Uma dessas plantas é um gênero de samambaia chamada Diplazium. As três espécies são comestíveis, mas a Diplazium esculentum é mais cultivada. As outras duas, Diplazium dilatatum e Diplazium muricatum, são encontradas com frequência nas regiões montanhosas. Consumidas quando jovens, essas samambaias têm folhas ásperas e enroladas, que são facilmente confundidas quando colhidas. Por isso, é fundamental distingui-las das espécies Athyriaceae. Elas vêm ganhando popularidade e passaram a ser um símbolo das culturas culinárias das tribos que habitam essas montanhas.
Mas as samambaias precisam ser manuseadas com cuidados. Elas possuem ptaquilosídeo em altas concentrações, especialmente quando jovens. Ptaquilosídeo é um agente cancerígeno e foi cientificamente comprovado que causa câncer de estômago. No entanto, é solúvel em água e se decompõe em altas temperaturas. Por isso, é muitas vezes consumido depois de fervido em água.
No momento, fazendas locais, como Hualien Bay, Shoufong e Tafalong, servem como bases para atividades de plantio, reprodução e conservação. A Comunidade Slow Food trabalha para mapear a biodiversidade local da região, assim como para indicar mais produtos para a Arca do Gosto.
Navet du Pardailhan (França)
Pardhailhan é um pequeno vilarejo no sul da Franca, na região do Languedoc. A comunidade é formada por pessoas que não são formalmente agricultores, mas que praticam a agricultura como atividade secundária. O objetivo é proteger o Nabo Negro de Pardailhan, um produto vital para a comunidade.
Muitas vezes, o nabo é vendido com o nome de Navet de Pardailhan, elevando o seu preço. No entanto, a especificidade do produto se deve às condições do solo e clima, que dão um sabor particular à raiz.
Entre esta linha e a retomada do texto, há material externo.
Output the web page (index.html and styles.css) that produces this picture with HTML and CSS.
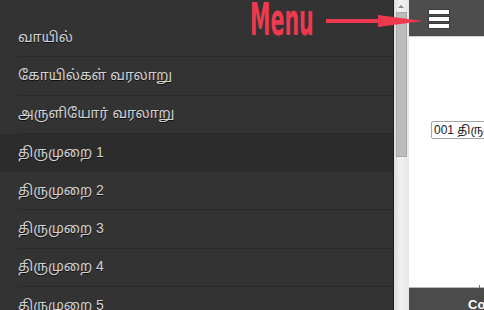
FILE: index.html
```html
<!DOCTYPE html>
<html lang="ta">
<head>
  <meta charset="UTF-8">
  <title>திருமுறை</title>
  <link rel="stylesheet" href="styles.css">
</head>
<body>

  <nav class="side-menu">
    <ul>
      <li><a href="#">வாயில்</a></li>
      <li><a href="#">கோயில்கள் வரலாறு</a></li>
      <li><a href="#">அருளியோர் வரலாறு</a></li>
      <li class="active"><a href="#">திருமுறை 1</a></li>
      <li><a href="#">திருமுறை 2</a></li>
      <li><a href="#">திருமுறை 3</a></li>
      <li><a href="#">திருமுறை 4</a></li>
      <li><a href="#">திருமுறை 5</a></li>
    </ul>
  </nav>

  <div class="scrollbar">
    <span class="arrow-up"></span>
    <span class="thumb"></span>
  </div>

  <main class="page">
    <header class="topbar">
      <button class="menu-btn" aria-label="Menu">
        <span></span><span></span><span></span>
      </button>
    </header>
    <div class="content">
      <select class="picker">
        <option>001 திருமுறை</option>
      </select>
    </div>
    <footer class="bottombar">
      <span class="tick"></span>
      <span class="label">Contents</span>
    </footer>
  </main>

  <div class="callout">
    <span class="callout-text">Menu</span>
    <svg class="callout-arrow" width="100" height="16" viewBox="0 0 100 16">
      <rect x="0" y="6" width="60" height="4" fill="#f0394f"/>
      <polygon points="52,2 97,8 52,14" fill="#f0394f"/>
    </svg>
  </div>

</body>
</html>
```

FILE: styles.css
```css
* {
  box-sizing: border-box;
}

html, body {
  height: 100%;
}

body {
  margin: 0;
  display: flex;
  overflow: hidden;
  font-family: 'Liberation Sans', 'Noto Sans Tamil', Arial, sans-serif;
  background-color: #ffffff;
}

/* left drawer */
.side-menu {
  width: 393px;
  flex: none;
  background-color: #333333;
  overflow: hidden;
}

.side-menu ul {
  list-style: none;
  margin: 0;
  padding: 19px 0 0;
}

.side-menu li {
  padding-left: 18px;
}

.side-menu li.active {
  background-color: #2c2c2c;
}

.side-menu a {
  display: flex;
  align-items: center;
  height: 38.3px;
  border-bottom: 1px solid #2a2a2a;
  color: #d2d2d2;
  font-size: 14px;
  text-decoration: none;
  text-shadow: 0 1px 0 #111;
}

/* fake scrollbar */
.scrollbar {
  width: 16px;
  flex: none;
  position: relative;
  border-left: 1px solid #1e1e1e;
  background: linear-gradient(to right, #dcdcdc, #f1f1f1 40%, #e6e6e6);
}

.arrow-up {
  position: absolute;
  top: 5px;
  left: 4px;
  border-left: 3px solid transparent;
  border-right: 3px solid transparent;
  border-bottom: 3px solid #8a8a8a;
}

.thumb {
  position: absolute;
  top: 12px;
  left: 2px;
  width: 11px;
  height: 145px;
  background-color: #bcbcbc;
  border: 1px solid #a9a9a9;
}

/* right page */
.page {
  flex: 1;
  min-width: 0;
  display: flex;
  flex-direction: column;
  overflow: hidden;
}

.topbar {
  height: 37px;
  flex: none;
  background-color: #4d4d4d;
  border-bottom: 1px solid #cfcfcf;
  padding: 9px 0 0 19px;
}

.menu-btn {
  display: flex;
  flex-direction: column;
  gap: 1px;
  padding: 0;
  border: none;
  background: none;
}

.menu-btn span {
  width: 22px;
  height: 6px;
  background-color: #ffffff;
  border: 1px solid #3a3a3a;
}

.content {
  flex: 1;
  padding: 83px 0 0 22px;
}

.picker {
  height: 18px;
  width: 120px;
  padding: 0 2px;
  font-family: 'Liberation Sans', 'Noto Sans Tamil', Arial, sans-serif;
  font-size: 12px;
  color: #222;
  background-color: #fff;
  border: 1px solid #a6a6a6;
  border-radius: 2px;
  appearance: none;
}

.bottombar {
  height: 23px;
  flex: none;
  position: relative;
  background-color: #4b4b4b;
  border-top: 1px solid #b8b8b8;
  padding: 7px 0 0 59px;
  white-space: nowrap;
}

.bottombar .label {
  color: #ffffff;
  font-size: 13px;
  font-weight: bold;
}

.tick {
  position: absolute;
  top: -3px;
  left: 70px;
  width: 1px;
  height: 3px;
  background-color: #777;
}

/* annotation drawn over the screenshot */
.callout {
  position: absolute;
  top: 0;
  left: 250px;
  display: flex;
  align-items: flex-start;
}

.callout-text {
  display: inline-block;
  width: 64px;
  color: #f0394f;
  font-family: 'DejaVu Sans Condensed', 'DejaVu Sans', sans-serif;
  font-size: 44px;
  line-height: 40px;
  font-weight: bold;
  transform: scaleX(0.52);
  transform-origin: left top;
}

.callout-arrow {
  margin: 13px 0 0 12px;
}
```
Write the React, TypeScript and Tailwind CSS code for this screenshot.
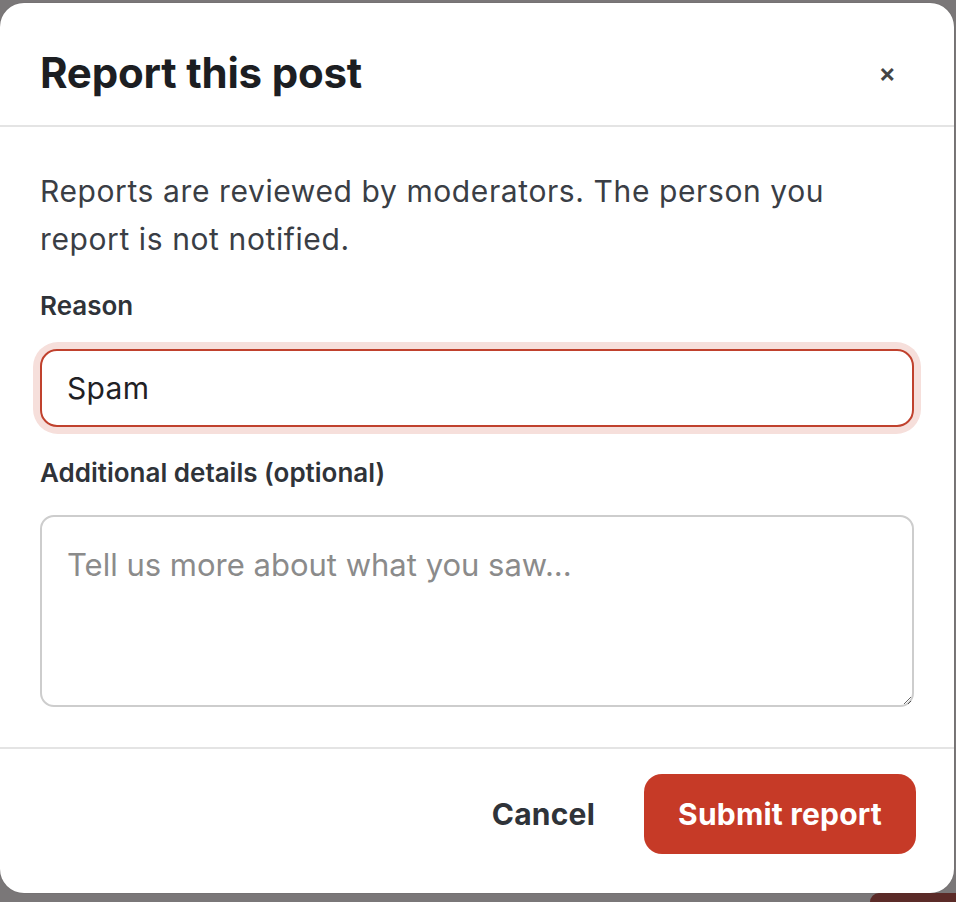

O nabo de Pardailhan é famoso desde a Idade Média, sendo mencionado na literatura da época. Depois das duas guerras mundiais e o êxodo de pessoas para cidades maiores, a produção do nabo foi lentamente diminuindo, a ponto de estar ameaçada de extinção.
A crise do clima está afetando o ciclo de produção do nabo de Pardailhan. As chuvas de agosto são cruciais para a germinação das sementes plantadas para a colheita de outono ou inverno. No entanto, as chuvas se tornaram imprevisíveis e mesmo raras.
O nabo é muitas vezes cozido com gordura de ganso e açúcar para fazer um delicioso caramelo de nabo, difícil de imitar.
Elian Robert é presidente da comunidade e há anos se dedica a promover esse produto, compartilhando seus conhecimentos e receitas usando o Navet de Pardailhan.